The Shift Project, a research initiative sponsored by the University of California-Berkeley, found that people who are employed within the food and service industry — i.e. shift jobs — face negative health and quality of life effects of not working set hours during a set work week. It’s common for shift workers to work days or evenings, weekdays or weekends, at the whim of a scheduling manager. A full 80 percent of the survey respondents said that they had little to no say over what their schedule looks like, with two-thirds having no clue what their schedules would look like two weeks out. Approximately 1 in 6 people were given less than three days’ notice of when they would be working.

Based on survey results from 30,000 participating shift workers, the researchers at the Shift Project were able to compare how employees — some who held the same positions within the same company and brought home the same paycheck — and their families were affected by an individual’s unpredictable schedule. For individuals, it’s not just a matter of inconvenience. Were talking about serious deprivation from relentlessly unstable paychecks,” Daniel Schneider, a lead researcher with the project, told the New York Times.

All hourly shift workers are more likely to experience negative life outcomes than a typical 9-to-5er, with any shift work being associated with hunger, inability to pay bills and arrange childcare, housing loss, and health effects like poor sleep quality, high stress, and a general sense of poor health. But people who work unpredictable schedules, even when their hours and pay resembled those of their colleagues, were twice as likely to experience these effects than if they’d had set hours. As for their families, children of shift workers were more likely to be left home alone without adequate supervision or socialization and were more apt to act out in school or at home.

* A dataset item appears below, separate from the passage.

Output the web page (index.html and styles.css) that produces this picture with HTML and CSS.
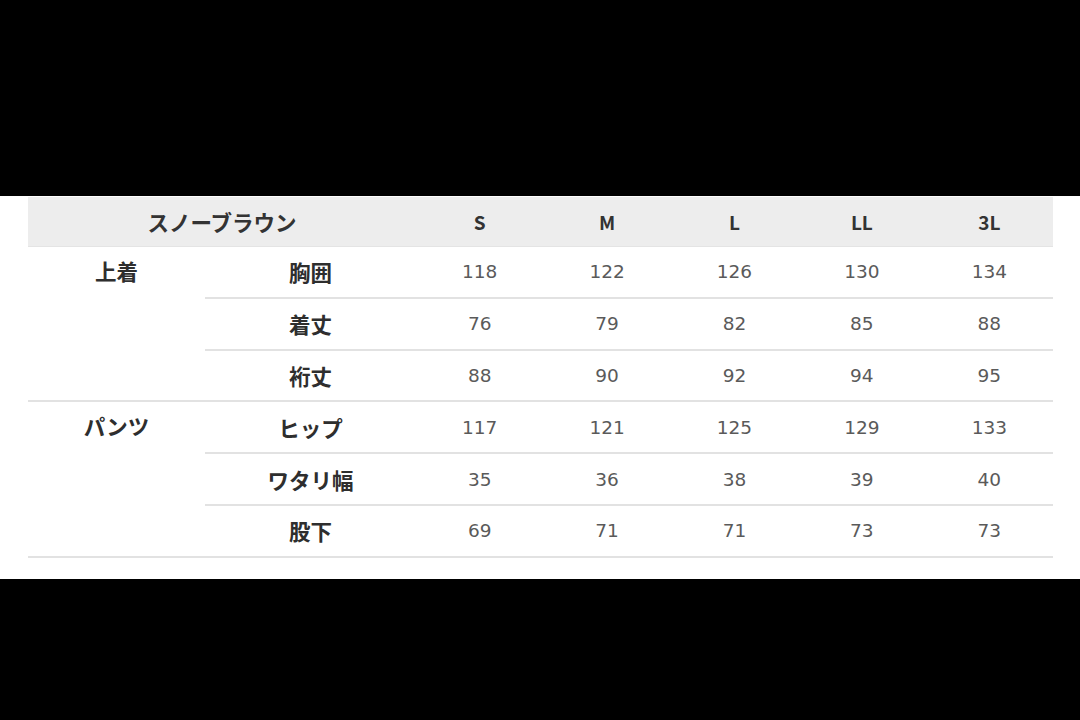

The researchers chalked up the correlation between race/gender and schedule predictability to plain old discrimination; unsurprisingly, white men had the most predictable schedules, whereas Latinas and black women had the most erratic ones. This discrepancy was typically due to managers giving preference to their white employees, something that was more likely to happen when a manager was a different race than their nonwhite employee. Of course, we’d be remiss to note that managers were way more likely to be white.

The implications of this study should resonate beyond the service industry. More jobs are becoming less predictable or stable. Jobs may be more flexible nowadays with the help of technology, but more people are working jobs that require them to be on call — take social media managers, for example. Independent contractors who work in the gig economy are also subject to unpredictable hours, whether due to the requirements of their job or to their own financial needs.